Savunma sanayi insan kaynağının daha teknoloji odaklı, esnek, çok disiplinli ve sürekli gelişen yetkinliklere sahip olmasının gerektiğini vurgulayan Yılmaz, “6 Ağustos 2024 tarihinde Cumhurbaşkanımız Recep Tayyip Erdoğan başkanlığında gerçekleştirilen Savunma Sanayii İcra Komitesi toplantımızda bu yönde karar alınmıştır. Savunma sanayinin yarınları için ihtiyaç duyulan insan kaynağı yetkinlik envanterinin belirlenmesi ve yetenek yönetimi konularında gençlerimize odaklanacağız.” dedi.

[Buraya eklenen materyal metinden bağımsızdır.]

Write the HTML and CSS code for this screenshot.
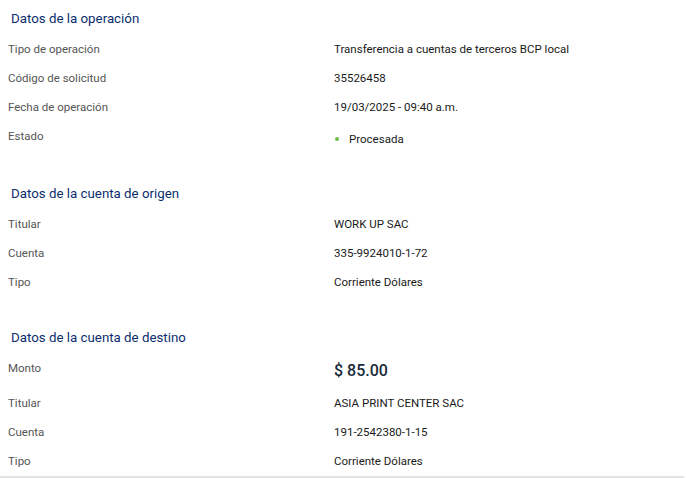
FILE: index.html
```html
<!DOCTYPE html>
<html lang="es">
<head>
    <meta charset="UTF-8">
    <meta name="viewport" content="width=device-width, initial-scale=1.0">
    <title>Detalle de operación</title>
    <link rel="stylesheet" href="styles.css">
</head>
<body>
    <div class="detail">
        <section class="block first">
            <h2>Datos de la operación</h2>
            <div class="row"><span class="label">Tipo de operación</span><span class="value">Transferencia a cuentas de terceros BCP local</span></div>
            <div class="row"><span class="label">Código de solicitud</span><span class="value">35526458</span></div>
            <div class="row"><span class="label">Fecha de operación</span><span class="value">19/03/2025 - 09:40 a.m.</span></div>
            <div class="row"><span class="label">Estado</span><span class="value status"><i class="dot"></i>Procesada</span></div>
        </section>
        <section class="block">
            <h2>Datos de la cuenta de origen</h2>
            <div class="row"><span class="label">Titular</span><span class="value">WORK UP SAC</span></div>
            <div class="row"><span class="label">Cuenta</span><span class="value">335-9924010-1-72</span></div>
            <div class="row"><span class="label">Tipo</span><span class="value">Corriente Dólares</span></div>
        </section>
        <section class="block last">
            <h2>Datos de la cuenta de destino</h2>
            <div class="row amount-row"><span class="label">Monto</span><span class="value amount">$ 85.00</span></div>
            <div class="row"><span class="label">Titular</span><span class="value">ASIA PRINT CENTER SAC</span></div>
            <div class="row"><span class="label">Cuenta</span><span class="value">191-2542380-1-15</span></div>
            <div class="row"><span class="label">Tipo</span><span class="value">Corriente Dólares</span></div>
        </section>
    </div>
</body>
</html>
```

FILE: styles.css
```css
body {
    margin: 0;
    padding: 0;
    background: #fff;
    font-family: Roboto, "Liberation Sans", sans-serif;
    color: #333;
}
.detail {
    width: 684px;
    border-bottom: 2px solid #e2e4e4;
}
.block {
    padding: 10px 0 15px 0;
}
.block.first {
    padding-bottom: 17px;
}
.block.last {
    padding-bottom: 0;
}
.block.last .row:last-child {
    height: 22px;
}
.block h2 {
    margin: 0 0 14px 11px;
    font-size: 13.3px;
    font-weight: 400;
    color: #0c2d6e;
    line-height: 18px;
}
.row {
    display: flex;
    align-items: flex-start;
    height: 29px;
    font-size: 11.5px;
    line-height: 14px;
}
.label {
    width: 326px;
    padding-left: 8px;
    color: #555;
}
.value {
    color: #1a1a1a;
}
.status {
    display: flex;
    align-items: center;
    padding-top: 3px;
}
.dot {
    width: 4px;
    height: 4px;
    border-radius: 50%;
    background: #6cc04a;
    margin: 0 10px 0 1px;
}
.amount-row {
    height: 35px;
}
.amount {
    font-size: 16px;
    line-height: 20px;
    color: #1d2a3a;
    font-weight: 500;
}
```
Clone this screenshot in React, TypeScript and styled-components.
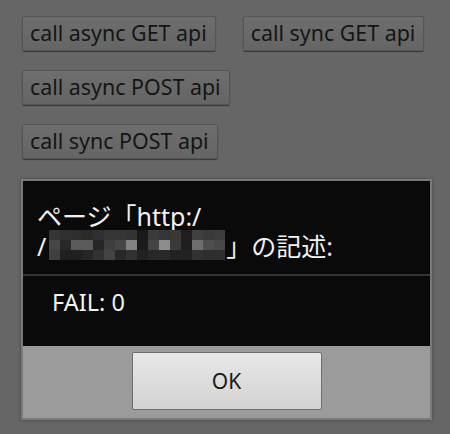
import React from 'react';
import styled, { createGlobalStyle } from 'styled-components';

const GlobalStyle = createGlobalStyle`
  html, body {
    margin: 0;
    padding: 0;
    background: #666666;
  }
  body {
    font-family: 'Noto Sans', 'Noto Sans CJK JP', sans-serif;
  }
`;

const Screen = styled.div`
  width: 450px;
  height: 434px;
  background: #666666;
  display: flex;
  flex-direction: column;
  overflow: hidden;
`;

const ButtonArea = styled.div`
  display: flex;
  flex-direction: column;
  gap: 19px;
  padding: 16px 0 0 22px;
`;

const ButtonRow = styled.div`
  display: flex;
  gap: 27px;
`;

const ApiButton = styled.button`
  height: 35px;
  padding: 0 8px 2px 7px;
  background: linear-gradient(#6e6e6e, #656565);
  border: 1px solid #555555;
  border-radius: 2px;
  box-shadow: 0 1px 1px rgba(0, 0, 0, 0.45);
  color: #151515;
  font-family: 'Noto Sans', sans-serif;
  font-size: 21.4px;
  line-height: 1;
  cursor: pointer;
`;

const Dialog = styled.div`
  margin: 20px 0 0 21px;
  width: 411px;
  height: 241px;
  box-sizing: border-box;
  border: 2px solid #7a7a7a;
  box-shadow: 0 0 3px rgba(0, 0, 0, 0.35);
  display: flex;
  flex-direction: column;
  background: #0a0a0a;
`;

const Title = styled.div`
  height: 95px;
  box-sizing: border-box;
  padding: 20px 12px 0 14px;
  color: #f2f2f2;
  font-family: 'Noto Sans', 'Noto Sans CJK JP', sans-serif;
  font-size: 25px;
  border-bottom: 2px solid #343434;
`;

const TitleLine = styled.div`
  display: flex;
  align-items: center;
  height: 30px;
  line-height: 28px;
  white-space: nowrap;
`;

const Mosaic = styled.span`
  display: grid;
  grid-template-columns: repeat(16, 11px);
  grid-auto-rows: 10px;
  margin: -2px 1px 0 3px;
`;

const Cell = styled.span`
  display: block;
`;

const Message = styled.div`
  flex: 1;
  padding: 11px 20px 0 29px;
  color: #f2f2f2;
  font-family: 'Noto Sans', sans-serif;
  font-size: 23.5px;
  line-height: 30px;
`;

const ButtonBar = styled.div`
  height: 72px;
  background: #9b9b9b;
  display: flex;
  justify-content: center;
  align-items: flex-start;
  padding-top: 6px;
  box-sizing: border-box;
`;

const OkButton = styled.button`
  width: 190px;
  height: 58px;
  background: linear-gradient(#e8e8e8, #d2d2d2);
  border: 1px solid #6f6f6f;
  border-radius: 2px;
  color: #1a1a1a;
  font-family: 'Noto Sans', sans-serif;
  font-size: 21px;
  cursor: pointer;
`;

const mosaic = [
  [54, 48, 46, 42, 48, 54, 54, 50, 26, 58, 54, 56, 30, 64, 58, 60],
  [70, 40, 90, 90, 38, 62, 70, 130, 28, 68, 140, 58, 30, 110, 78, 72],
  [64, 32, 32, 38, 50, 68, 40, 50, 34, 40, 40, 34, 34, 50, 46, 46],
];

const App: React.FC = () => {
  return (
    <Screen>
      <GlobalStyle />
      <ButtonArea>
        <ButtonRow>
          <ApiButton>call async GET api</ApiButton>
          <ApiButton>call sync GET api</ApiButton>
        </ButtonRow>
        <ButtonRow>
          <ApiButton>call async POST api</ApiButton>
        </ButtonRow>
        <ButtonRow>
          <ApiButton>call sync POST api</ApiButton>
        </ButtonRow>
      </ButtonArea>
      <Dialog>
        <Title>
          <TitleLine>ページ「http:/</TitleLine>
          <TitleLine>
            /
            <Mosaic>
              {mosaic.flat().map((v, i) => (
                <Cell key={i} style={{ background: `rgb(${v},${v},${v})` }} />
              ))}
            </Mosaic>
            」の記述:
          </TitleLine>
        </Title>
        <Message>FAIL: 0</Message>
        <ButtonBar>
          <OkButton>OK</OkButton>
        </ButtonBar>
      </Dialog>
    </Screen>
  );
};

export default App;
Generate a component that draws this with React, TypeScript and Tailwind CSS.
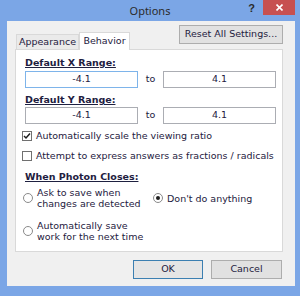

Sadece bugünün ihtiyaçlarına odaklanmış bir eğitimle geleceği inşa edemeyeceklerinin altını çizen Yılmaz, şunları kaydetti:

“Gelecekte oluşacak ihtiyaçları şimdiden görerek genç nesilleri geleceğe hazırlamak durumundayız. Bu anlamda hem bugünün ihtiyaçlarını karşılayan hem de geleceğin ihtiyaçlarına cevap veren bir eğitim sistemiyle yolumuza devam etmek durumundayız. TEKNOFEST gibi, DENEYAP Atölyeleri gibi çocuklarımızı ve gençlerimizi küçük yaştan itibaren inovasyona ısındıran girişimlerin ne kadar etkili olduğunu görüyoruz. Mesele sadece teknik bir uzmanlık meselesi değil. Gençlerimize o heyecanı verme, özgüveni kazandırma, birlikte çalışma başarma tecrübesini kazandırma meselesi. Savunma sanayinde sağlanan başarıların diğer sektörlere yansıyarak bir kalkınma modeli haline geldiğine hep birlikte şahitlik ediyoruz. İnsan kaynağımızın daha da zenginleşmesiyle sektördeki liderlik konumumuzu güçlendireceğiz. Yetenekli ve donanımlı profesyonellerle hem yerel hem de küresel ölçekte rekabet gücümüzü artıracak ve başarımızı sürdürülebilir kılacağız.”